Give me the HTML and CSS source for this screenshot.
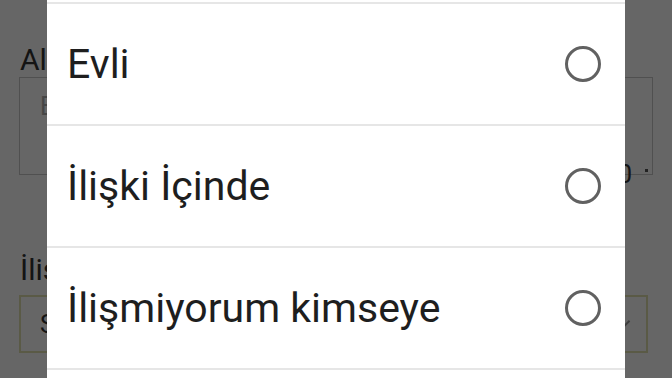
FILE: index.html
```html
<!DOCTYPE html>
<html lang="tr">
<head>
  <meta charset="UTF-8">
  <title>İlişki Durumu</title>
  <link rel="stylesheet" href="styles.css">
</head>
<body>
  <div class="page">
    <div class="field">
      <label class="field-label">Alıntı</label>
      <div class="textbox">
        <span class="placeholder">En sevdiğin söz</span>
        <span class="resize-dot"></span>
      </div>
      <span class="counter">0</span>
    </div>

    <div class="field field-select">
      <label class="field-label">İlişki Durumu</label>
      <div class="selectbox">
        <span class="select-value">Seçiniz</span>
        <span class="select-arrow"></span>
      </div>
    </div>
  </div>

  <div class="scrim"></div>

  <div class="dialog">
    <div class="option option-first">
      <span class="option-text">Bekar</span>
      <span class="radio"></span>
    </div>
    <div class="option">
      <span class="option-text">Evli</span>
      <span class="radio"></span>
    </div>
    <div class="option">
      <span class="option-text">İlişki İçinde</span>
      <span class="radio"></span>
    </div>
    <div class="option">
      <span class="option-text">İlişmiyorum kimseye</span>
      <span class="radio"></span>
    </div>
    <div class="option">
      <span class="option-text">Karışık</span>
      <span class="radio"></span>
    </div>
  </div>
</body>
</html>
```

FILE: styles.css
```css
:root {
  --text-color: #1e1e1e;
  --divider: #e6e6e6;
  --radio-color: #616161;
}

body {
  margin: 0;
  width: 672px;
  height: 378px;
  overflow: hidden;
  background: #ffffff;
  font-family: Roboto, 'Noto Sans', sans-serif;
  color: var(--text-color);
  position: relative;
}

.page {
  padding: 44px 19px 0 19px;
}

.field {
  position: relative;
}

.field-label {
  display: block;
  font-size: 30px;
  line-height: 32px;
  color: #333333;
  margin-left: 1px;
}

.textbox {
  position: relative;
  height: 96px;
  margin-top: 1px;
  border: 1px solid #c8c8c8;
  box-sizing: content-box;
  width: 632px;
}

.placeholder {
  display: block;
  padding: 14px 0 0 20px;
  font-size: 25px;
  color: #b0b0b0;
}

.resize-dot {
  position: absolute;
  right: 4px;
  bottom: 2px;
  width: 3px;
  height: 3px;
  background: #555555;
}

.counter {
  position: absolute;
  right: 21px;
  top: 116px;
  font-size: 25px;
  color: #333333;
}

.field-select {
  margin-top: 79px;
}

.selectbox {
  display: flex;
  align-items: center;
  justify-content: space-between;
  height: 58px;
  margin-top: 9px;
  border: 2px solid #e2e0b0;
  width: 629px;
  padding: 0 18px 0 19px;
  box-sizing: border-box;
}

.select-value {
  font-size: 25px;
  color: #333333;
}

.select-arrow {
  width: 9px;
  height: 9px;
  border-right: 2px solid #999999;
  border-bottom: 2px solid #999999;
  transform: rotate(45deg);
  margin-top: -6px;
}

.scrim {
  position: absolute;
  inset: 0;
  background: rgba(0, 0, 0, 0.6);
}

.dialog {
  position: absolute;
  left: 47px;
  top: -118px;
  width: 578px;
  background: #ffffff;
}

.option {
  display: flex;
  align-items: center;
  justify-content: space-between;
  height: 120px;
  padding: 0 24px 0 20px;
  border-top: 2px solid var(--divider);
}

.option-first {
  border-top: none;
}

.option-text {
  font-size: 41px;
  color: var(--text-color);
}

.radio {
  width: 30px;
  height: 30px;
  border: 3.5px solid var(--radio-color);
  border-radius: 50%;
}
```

### WHAT YOU WILL DO
Omit the pictures and output all of the other material exactly.

### WRITTEN ANSWER
Give me the HTML and CSS source for this screenshot.
FILE: index.html
```html
<!DOCTYPE html>
<html lang="tr">
<head>
  <meta charset="UTF-8">
  <title>İlişki Durumu</title>
  <link rel="stylesheet" href="styles.css">
</head>
<body>
  <div class="page">
    <div class="field">
      <label class="field-label">Alıntı</label>
      <div class="textbox">
        <span class="placeholder">En sevdiğin söz</span>
        <span class="resize-dot"></span>
      </div>
      <span class="counter">0</span>
    </div>

    <div class="field field-select">
      <label class="field-label">İlişki Durumu</label>
      <div class="selectbox">
        <span class="select-value">Seçiniz</span>
        <span class="select-arrow"></span>
      </div>
    </div>
  </div>

  <div class="scrim"></div>

  <div class="dialog">
    <div class="option option-first">
      <span class="option-text">Bekar</span>
      <span class="radio"></span>
    </div>
    <div class="option">
      <span class="option-text">Evli</span>
      <span class="radio"></span>
    </div>
    <div class="option">
      <span class="option-text">İlişki İçinde</span>
      <span class="radio"></span>
    </div>
    <div class="option">
      <span class="option-text">İlişmiyorum kimseye</span>
      <span class="radio"></span>
    </div>
    <div class="option">
      <span class="option-text">Karışık</span>
      <span class="radio"></span>
    </div>
  </div>
</body>
</html>
```

FILE: styles.css
```css
:root {
  --text-color: #1e1e1e;
  --divider: #e6e6e6;
  --radio-color: #616161;
}

body {
  margin: 0;
  width: 672px;
  height: 378px;
  overflow: hidden;
  background: #ffffff;
  font-family: Roboto, 'Noto Sans', sans-serif;
  color: var(--text-color);
  position: relative;
}

.page {
  padding: 44px 19px 0 19px;
}

.field {
  position: relative;
}

.field-label {
  display: block;
  font-size: 30px;
  line-height: 32px;
  color: #333333;
  margin-left: 1px;
}

.textbox {
  position: relative;
  height: 96px;
  margin-top: 1px;
  border: 1px solid #c8c8c8;
  box-sizing: content-box;
  width: 632px;
}

.placeholder {
  display: block;
  padding: 14px 0 0 20px;
  font-size: 25px;
  color: #b0b0b0;
}

.resize-dot {
  position: absolute;
  right: 4px;
  bottom: 2px;
  width: 3px;
  height: 3px;
  background: #555555;
}

.counter {
  position: absolute;
  right: 21px;
  top: 116px;
  font-size: 25px;
  color: #333333;
}

.field-select {
  margin-top: 79px;
}

.selectbox {
  display: flex;
  align-items: center;
  justify-content: space-between;
  height: 58px;
  margin-top: 9px;
  border: 2px solid #e2e0b0;
  width: 629px;
  padding: 0 18px 0 19px;
  box-sizing: border-box;
}

.select-value {
  font-size: 25px;
  color: #333333;
}

.select-arrow {
  width: 9px;
  height: 9px;
  border-right: 2px solid #999999;
  border-bottom: 2px solid #999999;
  transform: rotate(45deg);
  margin-top: -6px;
}

.scrim {
  position: absolute;
  inset: 0;
  background: rgba(0, 0, 0, 0.6);
}

.dialog {
  position: absolute;
  left: 47px;
  top: -118px;
  width: 578px;
  background: #ffffff;
}

.option {
  display: flex;
  align-items: center;
  justify-content: space-between;
  height: 120px;
  padding: 0 24px 0 20px;
  border-top: 2px solid var(--divider);
}

.option-first {
  border-top: none;
}

.option-text {
  font-size: 41px;
  color: var(--text-color);
}

.radio {
  width: 30px;
  height: 30px;
  border: 3.5px solid var(--radio-color);
  border-radius: 50%;
}
```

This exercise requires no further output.